== The exercise ==
Set down all of the data that follows word for word, without the images.

== Data segment ==
** START **

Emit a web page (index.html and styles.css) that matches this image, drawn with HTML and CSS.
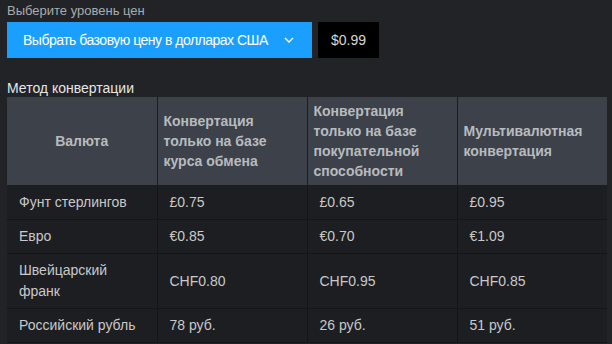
FILE: index.html
```html
<!DOCTYPE html>
<html lang="ru">
<head>
<meta charset="utf-8">
<link rel="stylesheet" href="styles.css">
</head>
<body>
<div class="page">
  <div class="label">Выберите уровень цен</div>
  <div class="picker">
    <div class="select">
      <span class="select-text">Выбрать базовую цену в долларах США</span>
      <svg class="chev" width="10" height="6" viewBox="0 0 10 6"><path d="M1 1 L5 5 L9 1" fill="none" stroke="#fff" stroke-width="1.4"/></svg>
    </div>
    <div class="price">$0.99</div>
  </div>
  <div class="heading">Метод конвертации</div>
  <table class="conv">
    <thead>
      <tr>
        <th class="center">Валюта</th>
        <th>Конвертация только на базе курса обмена</th>
        <th>Конвертация только на базе покупательной способности</th>
        <th>Мультивалютная конвертация</th>
      </tr>
    </thead>
    <tbody>
      <tr><td>Фунт стерлингов</td><td>£0.75</td><td>£0.65</td><td>£0.95</td></tr>
      <tr><td>Евро</td><td>€0.85</td><td>€0.70</td><td>€1.09</td></tr>
      <tr><td>Швейцарский франк</td><td>CHF0.80</td><td>CHF0.95</td><td>CHF0.85</td></tr>
      <tr><td>Российский рубль</td><td>78 руб.</td><td>26 руб.</td><td>51 руб.</td></tr>
    </tbody>
  </table>
</div>
</body>
</html>
```
FILE: styles.css
```css
html, body {
  margin: 0;
  padding: 0;
  background: #222327;
  font-family: "Liberation Sans", Arial, sans-serif;
}
.page {
  padding: 3px 5px 0 7px;
}
.label {
  font-size: 13px;
  line-height: 16px;
  color: #a9abad;
  height: 19px;
}
.picker {
  display: flex;
  gap: 6px;
  height: 36px;
}
.select {
  width: 305px;
  background: #1a9fff;
  color: #fff;
  font-size: 14px;
  display: flex;
  align-items: center;
  padding-left: 16px;
  box-sizing: border-box;
  white-space: nowrap;
}
.select-text {
  letter-spacing: -0.5px;
}
.chev {
  margin-left: 16px;
}
.price {
  width: 61px;
  background: #000;
  color: #d8d8d2;
  font-size: 14px;
  display: flex;
  align-items: center;
  justify-content: center;
}
.heading {
  margin-top: 21px;
  font-size: 14px;
  line-height: 18px;
  color: #e6e6e6;
}
.conv {
  width: 600px;
  border-collapse: collapse;
  table-layout: fixed;
}
.conv th {
  background: #3d424a;
  color: #b7bbbf;
  font-weight: bold;
  font-size: 14px;
  line-height: 20px;
  text-align: left;
  padding: 4px 6px;
  border-left: 1px solid #1a1c20;
  border-bottom: 1px solid #1a1c20;
  vertical-align: middle;
}
.conv th:first-child {
  border-left: none;
}
.conv th.center {
  text-align: center;
}
.conv td {
  background: #1c1e22;
  color: #c9c9c9;
  font-size: 14px;
  line-height: 21px;
  padding: 6px 12px;
  border-left: 1px solid #141518;
  border-bottom: 1px solid #141518;
  vertical-align: middle;
}
.conv td:first-child {
  border-left: none;
}
```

** END **

== Result of this exercise ==
Emit a web page (index.html and styles.css) that matches this image, drawn with HTML and CSS.
FILE: index.html
```html
<!DOCTYPE html>
<html lang="ru">
<head>
<meta charset="utf-8">
<link rel="stylesheet" href="styles.css">
</head>
<body>
<div class="page">
  <div class="label">Выберите уровень цен</div>
  <div class="picker">
    <div class="select">
      <span class="select-text">Выбрать базовую цену в долларах США</span>
      <svg class="chev" width="10" height="6" viewBox="0 0 10 6"><path d="M1 1 L5 5 L9 1" fill="none" stroke="#fff" stroke-width="1.4"/></svg>
    </div>
    <div class="price">$0.99</div>
  </div>
  <div class="heading">Метод конвертации</div>
  <table class="conv">
    <thead>
      <tr>
        <th class="center">Валюта</th>
        <th>Конвертация только на базе курса обмена</th>
        <th>Конвертация только на базе покупательной способности</th>
        <th>Мультивалютная конвертация</th>
      </tr>
    </thead>
    <tbody>
      <tr><td>Фунт стерлингов</td><td>£0.75</td><td>£0.65</td><td>£0.95</td></tr>
      <tr><td>Евро</td><td>€0.85</td><td>€0.70</td><td>€1.09</td></tr>
      <tr><td>Швейцарский франк</td><td>CHF0.80</td><td>CHF0.95</td><td>CHF0.85</td></tr>
      <tr><td>Российский рубль</td><td>78 руб.</td><td>26 руб.</td><td>51 руб.</td></tr>
    </tbody>
  </table>
</div>
</body>
</html>
```
FILE: styles.css
```css
html, body {
  margin: 0;
  padding: 0;
  background: #222327;
  font-family: "Liberation Sans", Arial, sans-serif;
}
.page {
  padding: 3px 5px 0 7px;
}
.label {
  font-size: 13px;
  line-height: 16px;
  color: #a9abad;
  height: 19px;
}
.picker {
  display: flex;
  gap: 6px;
  height: 36px;
}
.select {
  width: 305px;
  background: #1a9fff;
  color: #fff;
  font-size: 14px;
  display: flex;
  align-items: center;
  padding-left: 16px;
  box-sizing: border-box;
  white-space: nowrap;
}
.select-text {
  letter-spacing: -0.5px;
}
.chev {
  margin-left: 16px;
}
.price {
  width: 61px;
  background: #000;
  color: #d8d8d2;
  font-size: 14px;
  display: flex;
  align-items: center;
  justify-content: center;
}
.heading {
  margin-top: 21px;
  font-size: 14px;
  line-height: 18px;
  color: #e6e6e6;
}
.conv {
  width: 600px;
  border-collapse: collapse;
  table-layout: fixed;
}
.conv th {
  background: #3d424a;
  color: #b7bbbf;
  font-weight: bold;
  font-size: 14px;
  line-height: 20px;
  text-align: left;
  padding: 4px 6px;
  border-left: 1px solid #1a1c20;
  border-bottom: 1px solid #1a1c20;
  vertical-align: middle;
}
.conv th:first-child {
  border-left: none;
}
.conv th.center {
  text-align: center;
}
.conv td {
  background: #1c1e22;
  color: #c9c9c9;
  font-size: 14px;
  line-height: 21px;
  padding: 6px 12px;
  border-left: 1px solid #141518;
  border-bottom: 1px solid #141518;
  vertical-align: middle;
}
.conv td:first-child {
  border-left: none;
}
```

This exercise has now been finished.